USA – Post Holdings, a consumer-packaged goods holding company has revealed that it has pulled Post Holdings Partnering Corporation (PHPC), a special purpose acquisition company (SPAC) it formed two years ago after failing to find an acquisition target by a May 28 deadline.
Announced in a statement on 11 May, Post revealed that it had “decided to redeem all of its outstanding shares of Series A common stock”, at a par value of $0.0001 each, issued through an initial public offering.
Post, which owns brands such as Fruity Pebbles, Bob Evans Sides, and Peter Pan peanut butter, formed Post Holdings Partnership Corporation in February 2021 by selling 30 million units at $10 a share with the objective to raise $400m through an offering of shares and warrants.
During the launch, the spokesperson confirmed Post Holdings had opted to raise $300m, with underwriters given a 45-day window to purchase an additional $45m of share units at the IPO price.
According to the company, “PHPC aimed to execute “a merger, share exchange, asset acquisition, share purchase, reorganization or similar partnering transaction with one or more businesses”.
speaking on a second-quarter conference call with analysts earlier this month, President and CEO Rob Vitale, said Post Holdings would continue to explore opportunities to extend capital deployment capabilities despite this particular structure not succeeding.
“We believe a corporate own SPAC to be a good tool, but the timing was terrible,” said Vitale, adding that SPAC investors will receive their initial investment plus a modest return.
SPACS are corporations designed to take companies public without going through the traditional initial public offering process.
Vitale explained that Post Holdings has yet to finalize the “modest return” adding that the amounts are being calculated now and will be announced before May 30, 2023, the expected redemption date for the publicly-traded shares of the SPAC.
However, Vitale added that Post is still open for M&A, particularly around opportunities within and without pet that can be freestanding businesses within its portfolio.
He recalled that recently, Post entered the US pet industry by acquiring brands from J.M.Smucker in a deal estimated to be worth about US$1.2 billion.

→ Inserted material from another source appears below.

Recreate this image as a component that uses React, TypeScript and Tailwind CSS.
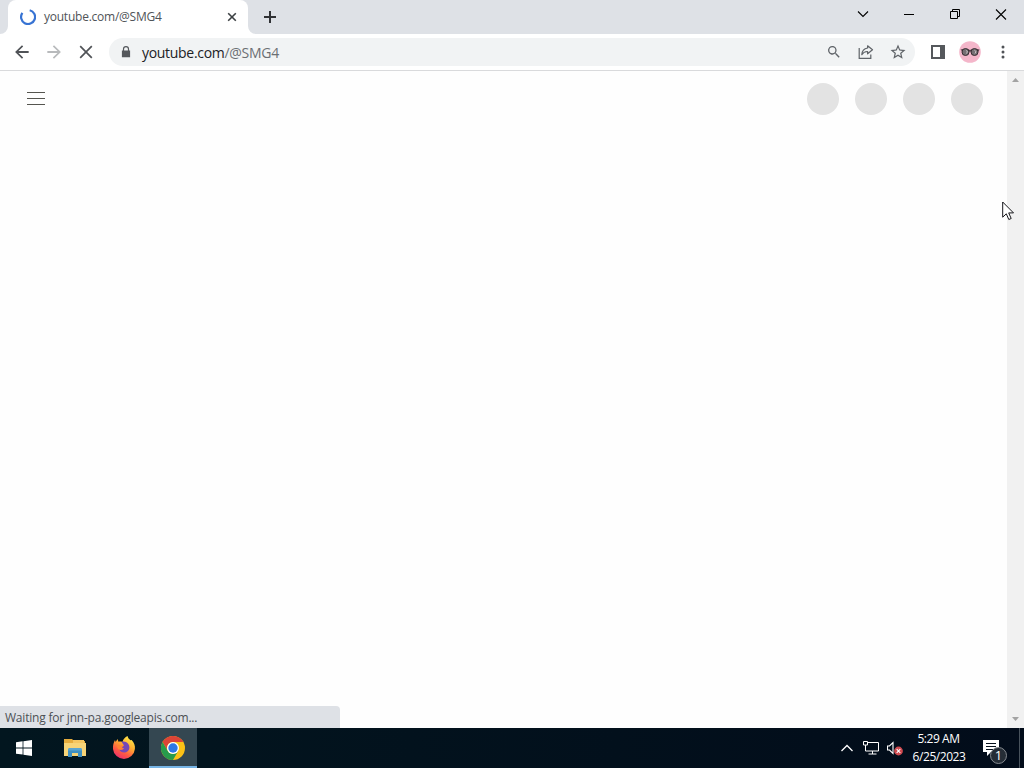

In addition, the company bought six brands from its US food peer this year – Rachael Ray, Nutrish, 9Lives, Kibbles’n Bits, Nature’s Recipe, and Gravy Train.
According to him, the increasing cost of debt and the reduction in available credit will likely make M&A a bit scarcer in general, however, he showed optimism that Post is positioned favorably as a buyer with greater financing flexibility and certainty of closing.